June nonfarm payrolls declined 30,000, while the unemployment rate jumped to 6.4% from 6.1%. Rounding out the report was the workweek holding at 33.7 hours and hourly earnings rising 0.2%.
The only big surprise relative to expectations was the unemployment rate. And even here, this jump leaves the series more in-line with the weakness that has been evident in payrolls and claims over the last year. While we would caution against viewing this report as an indication that labor market conditions have gotten worse, it is clear that there is still no sign of a pick-up in net hiring.
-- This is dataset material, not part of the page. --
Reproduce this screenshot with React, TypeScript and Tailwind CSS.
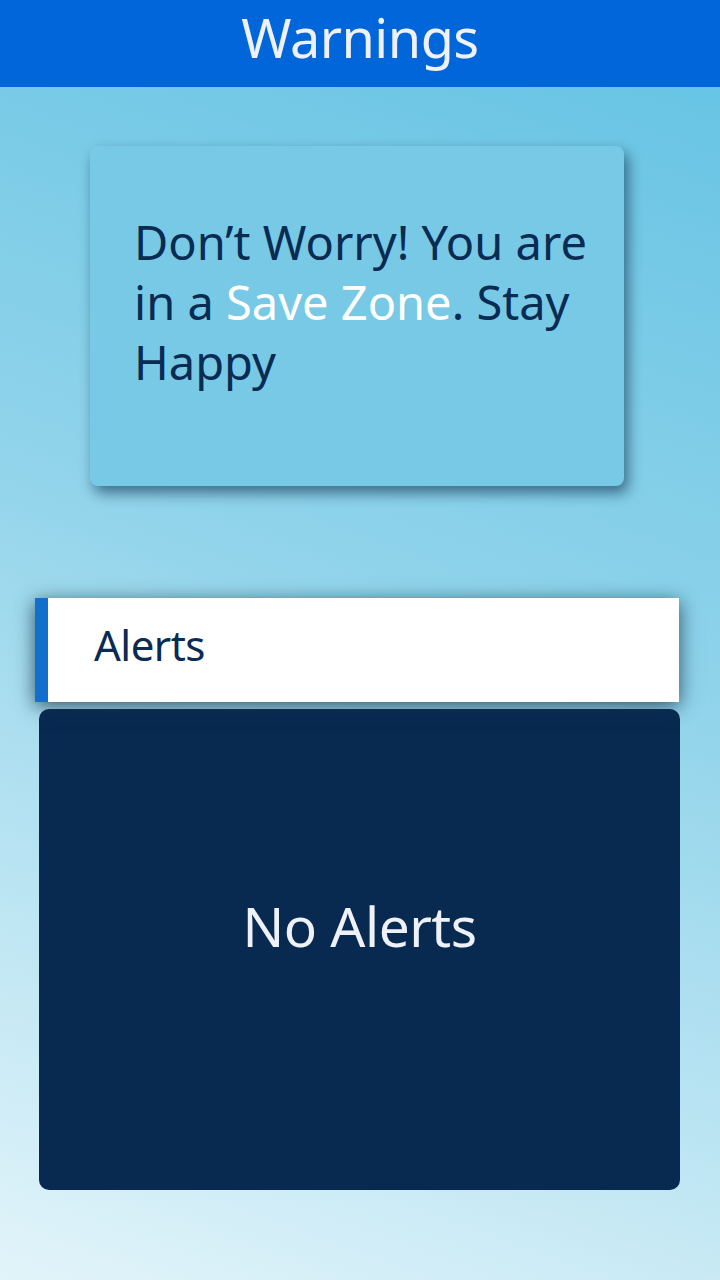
export default function App() {
  const font = { fontFamily: '"Noto Sans", "Open Sans", sans-serif' };
  return (
    <div
      className="w-[720px] h-[1280px] flex flex-col bg-[linear-gradient(200deg,#62c2e3_0%,#8fd3ea_45%,#e2f4fa_100%)] overflow-hidden"
      style={font}
    >
      <div className="h-[87px] bg-[#0066da] flex items-center justify-center">
        <span className="text-[54px] leading-none text-[#eef1f7] tracking-[-0.5px] -mt-[13px]">Warnings</span>
      </div>
      <div className="pl-[90px] pt-[59px]">
        <div className="w-[534px] h-[340px] rounded-[8px] bg-[#77c9e6] shadow-[4px_7px_14px_rgba(10,40,70,0.6)] pl-[44px] pr-[20px] pt-[66px]">
          <p className="text-[47px] leading-[60px] text-[#0a2b52]">
            Don’t Worry! You are in a <span className="text-white">Save Zone</span>. Stay Happy
          </p>
        </div>
      </div>
      <div className="pl-[35px] pt-[112px]">
        <div className="w-[644px] h-[104px] bg-white border-l-[13px] border-[#126fcc] shadow-[0_4px_18px_rgba(20,50,70,0.8)] flex items-center pl-[46px] relative z-10">
          <span className="text-[42px] text-[#0a2b52] tracking-[-0.5px] -mt-[12px]">Alerts</span>
        </div>
      </div>
      <div className="pl-[39px] pt-[7px]">
        <div className="w-[641px] h-[481px] rounded-[10px] bg-[#082a51] flex items-center justify-center">
          <span className="text-[55px] text-[#eef1f7] tracking-[-0.5px] -mt-[46px]">No Alerts</span>
        </div>
      </div>
    </div>
  );
}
As for the industry breakdown, weakness was again led by goods-producing industries, which lost 40,000 jobs -- with manufacturing dropping 56,000. But, private-service industries continued to provide some support, rising 9,000. Health care was again a standout, rising another 35,000. Government payrolls also rose 1,000 after declining the past three months.
Overall, the bottom-line remains that hiring lags activity. And given that as of yet, we have seen little acceleration in activity, it should come as no surprise that this report suggests ongoing weakness. Nonetheless, hopes for a better second-half should limit the degree of weakness going forward.
In other economic news Thursday, the ISM Services index surged to 60.6 in June from 54.5 in May, and is up over 10 points the last two months. It's the best level since September, 2000.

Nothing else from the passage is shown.